Поскольку «Голубой ангел» монтировался прямо во время съемок, мать информировала нас обо всех неурядицах, произошедших за день:
– Сегодня Яннингс делал сцену в классе, где ему надо было сказать английское the. Вот он намучился! Умора. Снял по-английски целую картину в Америке с фон Штернбергом и не может выговорить the. Я в совершенстве произношу the.
Чтобы продемонстрировать свое произношение, она зажала язык между зубами и выпалила английский артикль так, что пудра из баночки разлетелась по всему туалетному столику.
Мне не разрешали присутствовать на съемках «Голубого ангела». Мать считала, что это вульгарный фильм и его не подобает смотреть невинному ребенку. Но дома она ни о чем другом не говорила.
– Папи, ты будешь виноват в моем провале. Все так мерзко! Эти толстые бабы! На сцене ночного клуба он рассадил огромных толстых баб. Ты же видел – сцена крохотная! Она в любой момент может рухнуть под этими толстухами – и я сломаю шею. А дымище! Ты бы только посмотрел! Плотный, как туман. К чему беспокоиться о костюмах, если в тумане можно рассмотреть только огромные жирные фигуры?
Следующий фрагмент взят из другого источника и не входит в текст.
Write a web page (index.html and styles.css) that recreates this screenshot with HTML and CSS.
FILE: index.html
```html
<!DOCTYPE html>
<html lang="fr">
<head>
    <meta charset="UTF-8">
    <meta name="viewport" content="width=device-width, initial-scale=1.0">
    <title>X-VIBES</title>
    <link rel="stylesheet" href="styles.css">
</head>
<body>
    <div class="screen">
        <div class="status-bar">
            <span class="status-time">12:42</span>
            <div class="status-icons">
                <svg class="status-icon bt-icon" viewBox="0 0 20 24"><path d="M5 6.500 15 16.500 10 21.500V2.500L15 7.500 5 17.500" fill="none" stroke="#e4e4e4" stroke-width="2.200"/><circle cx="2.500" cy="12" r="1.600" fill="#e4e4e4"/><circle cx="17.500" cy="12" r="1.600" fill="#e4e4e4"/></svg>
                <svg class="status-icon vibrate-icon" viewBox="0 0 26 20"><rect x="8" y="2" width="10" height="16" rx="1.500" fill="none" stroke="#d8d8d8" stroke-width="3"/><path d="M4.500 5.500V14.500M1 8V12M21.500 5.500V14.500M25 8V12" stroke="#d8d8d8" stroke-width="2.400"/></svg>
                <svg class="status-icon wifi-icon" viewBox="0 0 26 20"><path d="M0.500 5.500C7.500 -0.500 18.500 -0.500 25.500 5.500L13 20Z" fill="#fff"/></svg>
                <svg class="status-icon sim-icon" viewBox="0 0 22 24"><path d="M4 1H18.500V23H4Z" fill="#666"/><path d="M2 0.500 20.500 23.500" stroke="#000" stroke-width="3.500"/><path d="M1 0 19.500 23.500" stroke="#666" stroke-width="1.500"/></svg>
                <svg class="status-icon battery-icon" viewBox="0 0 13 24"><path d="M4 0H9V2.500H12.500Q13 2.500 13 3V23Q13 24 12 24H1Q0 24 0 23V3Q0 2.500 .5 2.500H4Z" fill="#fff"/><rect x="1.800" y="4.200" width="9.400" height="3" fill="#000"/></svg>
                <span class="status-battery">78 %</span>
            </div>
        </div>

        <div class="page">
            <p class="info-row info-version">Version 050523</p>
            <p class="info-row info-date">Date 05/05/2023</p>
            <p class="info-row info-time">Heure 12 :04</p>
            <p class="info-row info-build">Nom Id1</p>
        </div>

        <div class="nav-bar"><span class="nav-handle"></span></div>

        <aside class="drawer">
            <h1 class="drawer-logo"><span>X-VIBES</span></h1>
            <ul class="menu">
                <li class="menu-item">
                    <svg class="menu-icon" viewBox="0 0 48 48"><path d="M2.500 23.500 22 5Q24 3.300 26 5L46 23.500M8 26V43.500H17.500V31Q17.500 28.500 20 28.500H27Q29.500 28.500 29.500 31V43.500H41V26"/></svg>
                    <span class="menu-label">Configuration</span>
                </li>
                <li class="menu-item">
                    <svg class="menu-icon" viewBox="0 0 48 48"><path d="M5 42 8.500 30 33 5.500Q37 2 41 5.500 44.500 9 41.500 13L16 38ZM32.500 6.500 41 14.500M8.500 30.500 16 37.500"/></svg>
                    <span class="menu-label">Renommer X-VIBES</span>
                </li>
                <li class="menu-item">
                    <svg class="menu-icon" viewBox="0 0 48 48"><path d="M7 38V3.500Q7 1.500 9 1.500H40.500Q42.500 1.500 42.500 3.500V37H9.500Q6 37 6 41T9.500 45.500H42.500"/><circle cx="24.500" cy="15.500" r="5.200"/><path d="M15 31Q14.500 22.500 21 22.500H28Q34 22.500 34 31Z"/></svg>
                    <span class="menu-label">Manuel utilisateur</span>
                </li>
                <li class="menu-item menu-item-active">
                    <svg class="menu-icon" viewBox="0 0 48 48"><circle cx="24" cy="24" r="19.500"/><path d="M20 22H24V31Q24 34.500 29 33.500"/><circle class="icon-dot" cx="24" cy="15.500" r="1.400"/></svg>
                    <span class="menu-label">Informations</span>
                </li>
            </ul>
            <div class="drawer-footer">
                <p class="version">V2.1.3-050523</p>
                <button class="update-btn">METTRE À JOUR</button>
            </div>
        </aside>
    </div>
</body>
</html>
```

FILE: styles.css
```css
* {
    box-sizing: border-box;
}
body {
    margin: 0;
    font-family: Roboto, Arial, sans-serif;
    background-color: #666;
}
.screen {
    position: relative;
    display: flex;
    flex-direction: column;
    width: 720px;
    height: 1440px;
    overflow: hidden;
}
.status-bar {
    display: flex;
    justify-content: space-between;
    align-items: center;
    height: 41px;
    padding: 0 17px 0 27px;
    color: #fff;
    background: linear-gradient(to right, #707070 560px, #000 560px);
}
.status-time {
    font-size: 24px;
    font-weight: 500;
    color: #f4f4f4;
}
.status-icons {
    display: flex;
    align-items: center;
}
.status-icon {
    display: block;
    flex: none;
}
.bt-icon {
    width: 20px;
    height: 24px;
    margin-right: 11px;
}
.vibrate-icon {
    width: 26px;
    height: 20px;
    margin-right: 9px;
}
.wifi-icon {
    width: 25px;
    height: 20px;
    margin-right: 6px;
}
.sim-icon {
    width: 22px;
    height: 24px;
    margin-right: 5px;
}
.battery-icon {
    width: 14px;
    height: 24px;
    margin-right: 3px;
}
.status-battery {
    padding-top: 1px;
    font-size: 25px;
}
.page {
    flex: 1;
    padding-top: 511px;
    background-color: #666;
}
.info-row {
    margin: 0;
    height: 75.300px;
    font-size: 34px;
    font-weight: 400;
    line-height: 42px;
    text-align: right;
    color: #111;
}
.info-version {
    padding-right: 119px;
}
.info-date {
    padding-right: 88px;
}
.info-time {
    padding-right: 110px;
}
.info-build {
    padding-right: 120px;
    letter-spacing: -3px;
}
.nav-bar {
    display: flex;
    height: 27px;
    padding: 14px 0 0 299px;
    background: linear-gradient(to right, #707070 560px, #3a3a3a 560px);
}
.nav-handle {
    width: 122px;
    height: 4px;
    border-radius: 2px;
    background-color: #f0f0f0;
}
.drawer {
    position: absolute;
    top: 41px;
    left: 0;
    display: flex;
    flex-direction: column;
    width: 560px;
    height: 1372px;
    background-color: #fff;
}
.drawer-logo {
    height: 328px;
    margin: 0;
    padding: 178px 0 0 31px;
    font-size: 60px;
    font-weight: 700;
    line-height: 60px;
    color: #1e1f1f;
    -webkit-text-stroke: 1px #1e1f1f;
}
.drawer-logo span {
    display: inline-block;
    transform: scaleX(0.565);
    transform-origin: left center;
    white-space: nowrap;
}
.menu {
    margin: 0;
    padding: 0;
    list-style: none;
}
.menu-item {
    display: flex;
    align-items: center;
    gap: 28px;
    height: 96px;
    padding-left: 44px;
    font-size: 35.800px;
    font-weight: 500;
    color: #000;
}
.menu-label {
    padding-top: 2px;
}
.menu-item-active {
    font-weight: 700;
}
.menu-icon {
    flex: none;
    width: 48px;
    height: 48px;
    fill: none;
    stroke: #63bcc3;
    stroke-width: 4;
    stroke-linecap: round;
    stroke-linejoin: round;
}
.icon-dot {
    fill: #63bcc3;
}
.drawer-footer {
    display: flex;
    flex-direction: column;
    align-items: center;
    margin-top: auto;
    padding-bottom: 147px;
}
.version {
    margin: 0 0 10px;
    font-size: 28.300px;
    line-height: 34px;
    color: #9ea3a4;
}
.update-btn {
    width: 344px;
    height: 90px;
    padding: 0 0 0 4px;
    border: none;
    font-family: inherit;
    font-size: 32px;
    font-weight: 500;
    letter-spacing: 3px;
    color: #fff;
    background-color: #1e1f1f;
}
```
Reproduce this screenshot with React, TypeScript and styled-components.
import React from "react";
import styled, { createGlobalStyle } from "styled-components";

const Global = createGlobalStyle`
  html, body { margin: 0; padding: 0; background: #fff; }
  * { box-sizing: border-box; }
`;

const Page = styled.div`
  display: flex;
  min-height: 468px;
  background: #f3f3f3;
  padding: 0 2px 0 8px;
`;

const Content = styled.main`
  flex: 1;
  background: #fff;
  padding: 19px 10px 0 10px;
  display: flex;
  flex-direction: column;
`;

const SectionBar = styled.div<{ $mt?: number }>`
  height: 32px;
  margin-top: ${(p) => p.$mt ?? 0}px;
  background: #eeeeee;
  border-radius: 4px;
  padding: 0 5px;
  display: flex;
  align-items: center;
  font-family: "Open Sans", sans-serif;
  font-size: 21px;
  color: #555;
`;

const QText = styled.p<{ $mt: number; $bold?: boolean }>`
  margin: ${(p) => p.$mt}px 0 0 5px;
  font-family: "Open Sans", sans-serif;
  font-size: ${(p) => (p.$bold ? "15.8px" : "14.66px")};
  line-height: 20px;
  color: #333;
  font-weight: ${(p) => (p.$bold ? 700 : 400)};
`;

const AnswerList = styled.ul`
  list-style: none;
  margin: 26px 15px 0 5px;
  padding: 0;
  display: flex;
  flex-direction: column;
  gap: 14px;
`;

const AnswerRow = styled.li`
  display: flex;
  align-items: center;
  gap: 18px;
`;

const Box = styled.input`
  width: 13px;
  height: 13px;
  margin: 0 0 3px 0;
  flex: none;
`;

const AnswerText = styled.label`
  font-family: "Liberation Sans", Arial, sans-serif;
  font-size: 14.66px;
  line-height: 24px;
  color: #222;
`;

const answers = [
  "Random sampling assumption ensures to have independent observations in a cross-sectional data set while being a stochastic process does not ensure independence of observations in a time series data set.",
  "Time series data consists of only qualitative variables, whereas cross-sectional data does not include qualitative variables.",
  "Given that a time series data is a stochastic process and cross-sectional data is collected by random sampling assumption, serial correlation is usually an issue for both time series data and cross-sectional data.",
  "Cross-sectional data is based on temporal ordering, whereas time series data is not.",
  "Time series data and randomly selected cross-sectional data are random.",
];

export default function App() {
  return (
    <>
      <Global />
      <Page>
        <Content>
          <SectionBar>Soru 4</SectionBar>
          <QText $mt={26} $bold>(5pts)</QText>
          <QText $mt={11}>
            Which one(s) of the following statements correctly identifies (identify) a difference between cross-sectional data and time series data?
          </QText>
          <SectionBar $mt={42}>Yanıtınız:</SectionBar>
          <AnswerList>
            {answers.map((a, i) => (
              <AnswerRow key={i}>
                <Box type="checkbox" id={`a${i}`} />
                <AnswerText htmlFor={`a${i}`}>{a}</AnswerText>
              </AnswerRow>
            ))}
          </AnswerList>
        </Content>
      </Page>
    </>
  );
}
– Ты думаешь, у меня проблемы с английским? У меня проблемы с
Иногда она плакала. Мой отец обнимал ее, уговаривал не отчаиваться, уверял, что в конце концов все пойдет на лад и будет чудесно. Она просто извелась с берлинским простонародным сленгом. Знать-то она его знала. Но признаться в своих обширных познаниях и затем продемонстрировать их перед толпой и перед фон Штернбергом – вот где был настоящий барьер для «девушки из хорошей семьи», как она любила себя называть. Английская версия не создавала ей столько проблем, сколько преодоление внутреннего запрета на жаргон берлинских низов. В стихии английского языка моя мать всегда чувствовала себя иностранкой, значит, и маскироваться было легче. В последующие годы настоящая Дитрих редко проглядывала в англоязычных постановках. Этот язык оживал посредством персонажа, а не отроческих дневников матери.
– Сценария как такового нет. Все, даже Поммер, волнуются, но фон Штернберг никому не позволяет вмешиваться. У него все в голове. Как замечательно работать с человеком, который знает, чего хочет и как этого добиться. Но все же лучше бы он хоть кое-что кое-кому рассказывал!